Silivrikapı’da, Silivrikapı Mahallesi’nde, Silivrikapı Caddesi üzerinde, İbrahimpaşa Türbesi Sokak ile kesişiminde yer alır. Avlu duvarlarında bulunan iki kapının ve harime açılan kapının üzerindeki kitabelere göre cami 1551 yılında Kanuni Süleyman’ın vezirlerinden Hadım İbrahim Paşa tarafından Mimar Sinan’a yaptırılmıştır. Sinan’ın Lüleburgaz Sokullu Mehmet Paşa Külliyesi, Sinan Paşa Camii ile aynı dönemde gerçekleştirdiği yapıdır.
Cami külliyenin bir parçası olarak yapılmıştır. Hamam ve mektep yapılarının günümüze ulaşmadığı külliyede, caminin batısında İbrahim Paşa’nın açık türbesi, kuzeyinde mezarlık ve çevre duvarı üzerinde çeşmesi bulunmaktadır. Caminin çevre duvarlarının içinde, üç yönünde kapısı olan bir avlusu vardır.
Kare planlı ve 12 metre çapında tek kubbelidir. Yapı kütlesi dışarıdan bir blok halinde yükselir. Yuvarlak kasnaklı kubbe mukarnaslı bir konsolla desteklenen istiridye kabuğu şeklindeki tromplara oturur. Dışarıdan destek kemerleriyle çevrelenmiştir. Tromplar ileri doğru çıkma yaparak, yapıyı üç yönden kuşatan payanda duvarları üzerine oturtulmuştur. Daha geniş mekânların oluşmasını sağlayan bu tasarım Sinan’ın tromplu sistemden sekiz ayaklı sisteme geçişinde bir ara tasarım olarak kabul edilir.

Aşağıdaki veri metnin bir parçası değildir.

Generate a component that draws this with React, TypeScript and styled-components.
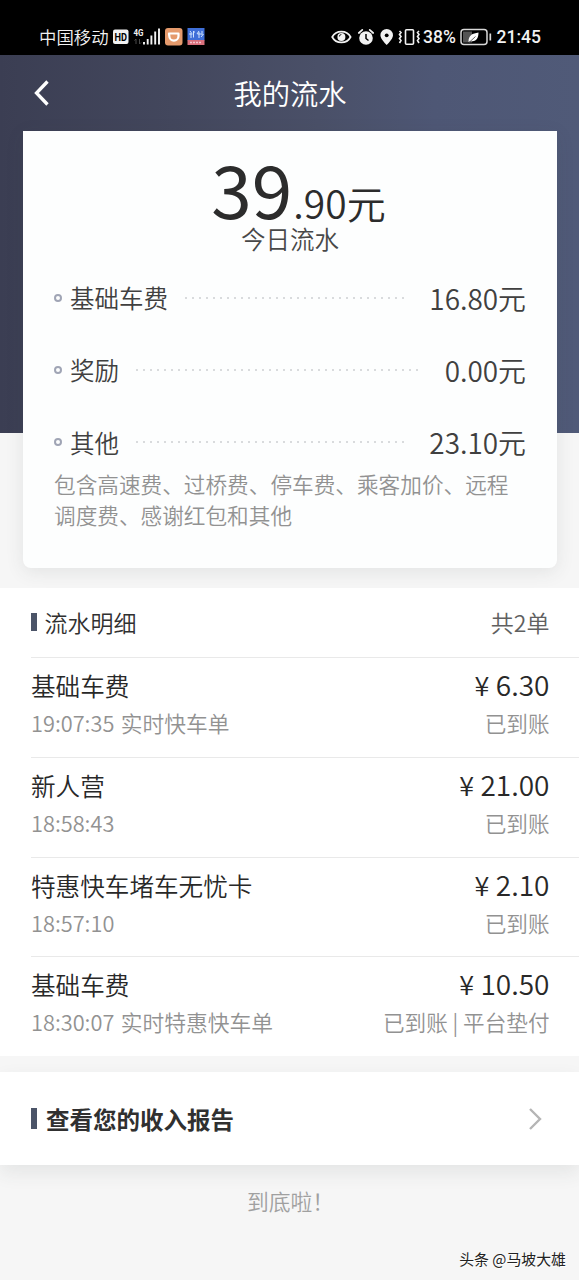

Son cemaat yerinde bulunan pencerelerin kemerlerinin üzerinde ve içinde çini süslemeleri vardır. Mekânın batısında, camiye açılan pencereler üzerinde bulunması gereken çini alınlık bugün Türk İnşaat ve Sanat Eserleri Müzesi’ndedir. Harim bölümündeki mermer söveli, renkli taş kakmalı kapının ahşap kanatları sedef kakmalıdır ve geometrik ve bitkisel motiflerle bezelidir. Taş mihrabın üzerinde, sivri kemerli bir çerçeve içine alınmış, lacivert, mavi ve beyaz renklerin kullanıldığı bir çini pano bulunmaktadır. Yapının ajurlu korkulukları ve mukarnaslı kapısı olan mermer minberi ve kalem işi süslemeleri klasik üsluptadır.
Yapı dış görünüşünde, son cemaat yeri kesme taş, geri kalan üç cephesi kesme taş ve tuğla almaşık duvar tekniğiyle örgülüdür.
Yapının sade mimarisi Sinan’ın 15. yüzyıl sonu ve 16. yüzyıl başına tarihlenen Edirne Bayezid, İstanbul Sultan Selim ve Firuz Ağa camilerine, derin nişlerin iç mekâna katkısı açısından Fatih’te bulunan Bali Paşa Camii’ne benzer.
Hadım İbrahim Paşa Camisi mimari özellikleriyle erken dönem Osmanlı camilerine benzemesi, ölçülü iç mekân süslemeleri ve Sinan’ın İstanbul’daki ilk eserlerinden olması sebebiyle önemlidir.